Hardbodies
Look Ahead (Rent-this-Space)


Alex Gawronski: Look Ahead (Rent-this-Space), 2010
‘Hardbodies’, Hazelhurst Regional Gallery, Sutherland, Sydney; curated by Shane Haseman
(Digital print on vinyl on billboard) Photo credit: Jennifer Leahy @ Silversalt
Billboards are almost exclusively used for advertising. Their basic purpose is to draw attention and instil desire. Before the days of mass marketing, the excitation of collective desire was nonetheless a significant social phenomenon. One of the most apparent public appeals to collective desire was (and still is) the mass spectacle. Historically, among the most popular mass spectacles were public executions. This was particularly the case during the period of the French Revolution, an era that paradoxically also announced the birth of the greater Enlightenment project (and ultimately that of Modernism). In the 18th Century, public beheadings via the ‘modern technology’ of the guillotine drew large and excited crowds just as heavily publicised mass entertainments do today.

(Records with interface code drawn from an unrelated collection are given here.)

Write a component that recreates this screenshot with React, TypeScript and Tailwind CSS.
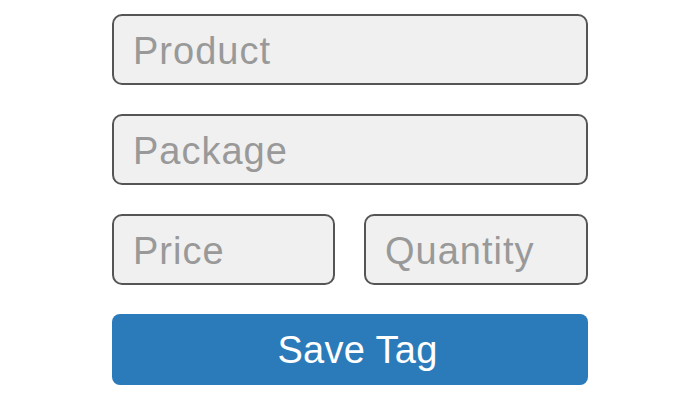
export default function App() {
  const field =
    'h-[71px] w-full rounded-[10px] border-2 border-[#555555] bg-[#f0f0f0] px-[19px] pt-[4px] text-[38px] tracking-[1px] text-[#999999] placeholder:text-[#999999] outline-none'

  return (
    <div className="flex h-[400px] w-[700px] justify-center bg-white pt-[14px] font-['Liberation_Sans',Arial,sans-serif]">
      <form className="flex w-[476px] flex-col gap-[29px]" onSubmit={(e) => e.preventDefault()}>
        <input className={field} placeholder="Product" />
        <input className={field} placeholder="Package" />
        <div className="grid grid-cols-[223px_224px] gap-[29px]">
          <input className={field} placeholder="Price" />
          <input className={field} placeholder="Quantity" />
        </div>
        <button
          type="submit"
          className="h-[71px] w-full rounded-[8px] bg-[#2b7bba] pl-[15px] pt-[2px] text-[38px] tracking-[0.3px] text-white"
        >
          Save Tag
        </button>
      </form>
    </div>
  )
}
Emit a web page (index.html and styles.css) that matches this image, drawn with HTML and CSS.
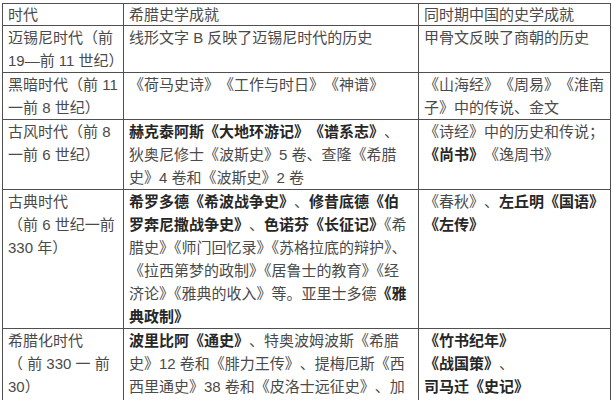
FILE: index.html
```html
<!DOCTYPE html>
<html lang="zh-CN">
<head>
<meta charset="utf-8">
<link rel="stylesheet" href="styles.css">
</head>
<body>
<table class="hist">
  <colgroup>
    <col class="c1"><col class="c2"><col class="c3">
  </colgroup>
  <thead>
    <tr class="head">
      <th>时代</th>
      <th>希腊史学成就</th>
      <th>同时期中国的史学成就</th>
    </tr>
  </thead>
  <tbody>
    <tr>
      <td>迈锡尼时代（前<br>19—前 11 世纪）</td>
      <td>线形文字 B 反映了迈锡尼时代的历史</td>
      <td>甲骨文反映了商朝的历史</td>
    </tr>
    <tr>
      <td>黑暗时代（前 11<br>一前 8 世纪）</td>
      <td>《荷马史诗》《工作与时日》《神谱》</td>
      <td>《山海经》《周易》《淮南<br>子》中的传说、金文</td>
    </tr>
    <tr>
      <td>古风时代（前 8<br>一前 6 世纪）</td>
      <td><b>赫克泰阿斯《大地环游记》《谱系志》</b>、<br>狄奥尼修士《波斯史》5 卷、查隆《希腊<br>史》4 卷和《波斯史》2 卷</td>
      <td>《诗经》中的历史和传说；<br><b>《尚书》</b>《逸周书》</td>
    </tr>
    <tr>
      <td>古典时代<br>（前 6 世纪一前<br>330 年）</td>
      <td><b>希罗多德《希波战争史》</b>、<b>修昔底德《伯<br>罗奔尼撒战争史》</b>、<b>色诺芬《长征记》</b><span class="tight">《希<br>腊史》《师门回忆录》《苏格拉底的辩护》、<br>《拉西第梦的政制》《居鲁士的教育》《经<br>济论》《雅典的收入》</span>等。亚里士多德<b>《雅<br>典政制》</b></td>
      <td>《春秋》、<b>左丘明《国语》</b><br><b>《左传》</b></td>
    </tr>
    <tr>
      <td>希腊化时代<br>（ 前 330 一 前<br>30）</td>
      <td><b>波里比阿《通史》</b>、特奥波姆波斯《希腊<br>史》12 卷和《腓力王传》、提梅厄斯《西<br>西里通史》38 卷和《皮洛士远征史》、加<br>图《创始记》、波西东尼斯《历史》</td>
      <td><b>《竹书纪年》<br>《战国策》</b>、<br><b>司马迁《史记》</b><br><b>刘向《新序》</b></td>
    </tr>
  </tbody>
</table>
</body>
</html>
```

FILE: styles.css
```css
html, body {
  margin: 0;
  padding: 0;
  background: #ffffff;
}

body {
  padding: 3px 0 0 2px;
  overflow: hidden;
  height: 400px;
  box-sizing: border-box;
}

.hist {
  width: 608px;
  table-layout: fixed;
  border-collapse: collapse;
  font-family: "Liberation Sans", "Noto Sans CJK SC", sans-serif;
  font-size: 15px;
  color: #4a4a4a;
  text-spacing-trim: space-all;
}

.c1 { width: 121px; }
.c2 { width: 295px; }
.c3 { width: 192px; }

.hist th,
.hist td {
  border: 1.5px solid #505050;
  padding: 0 5px;
  vertical-align: top;
  text-align: left;
  white-space: nowrap;
  line-height: 23px;
  font-weight: 400;
}

.hist .head th {
  line-height: 21px;
}

.hist b {
  font-weight: 700;
  color: #262626;
}

.tight {
  text-spacing-trim: normal;
}
```
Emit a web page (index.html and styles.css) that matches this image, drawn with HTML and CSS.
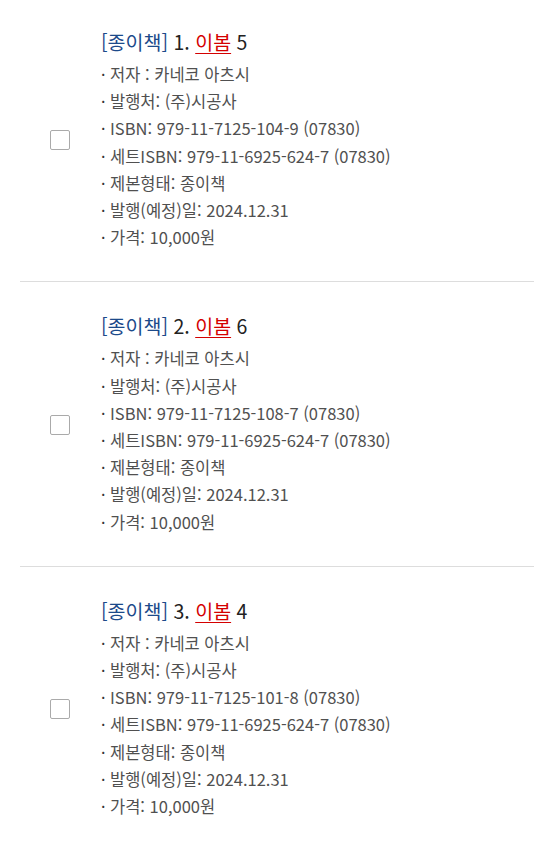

In lieu of these considerations and with the title Hardbodies in mind, this work suggested the macabre origins of the mass spectacle. It hinted, furthermore at the partial curatorial premise of the Hardbodies exhibition which itself hinged on an oblique reference to Bret Easton Ellis’s 1991 novel ‘American Psycho’ – especially its conjoining of detailed descriptions of slaughter and the repetitious incantation of brand-names. In American Psycho, the ‘hero’ – curiously like many in the proto-fascist literature of authors like Ernst Junger – attempts to recast his body as instrumental and invulnerable. Alternatively, in this work the ‘hard-body’ in question was the steel guillotine blade as an emblem of a pervasive institutional/mechanical apparatus pitted against the corporeality of an absent though ever-vulnerable body.
Actually, advertising promotes vulnerability and the losing of our heads: the suspension of belief we entertain when falling for the inanities of ads practically amounts to our beheading. In such instances we are split between real needs and unstable desires incurred by the familiar though seemingly infinite adaptability of commercial phantasms. In the end, this piece hoped to provoke viewers to consider the fact that, while ads generally seek to harmlessly ‘tickle our fancy’, the soft reality of the fantasy worlds they conjure are in fact structurally harsh and violent.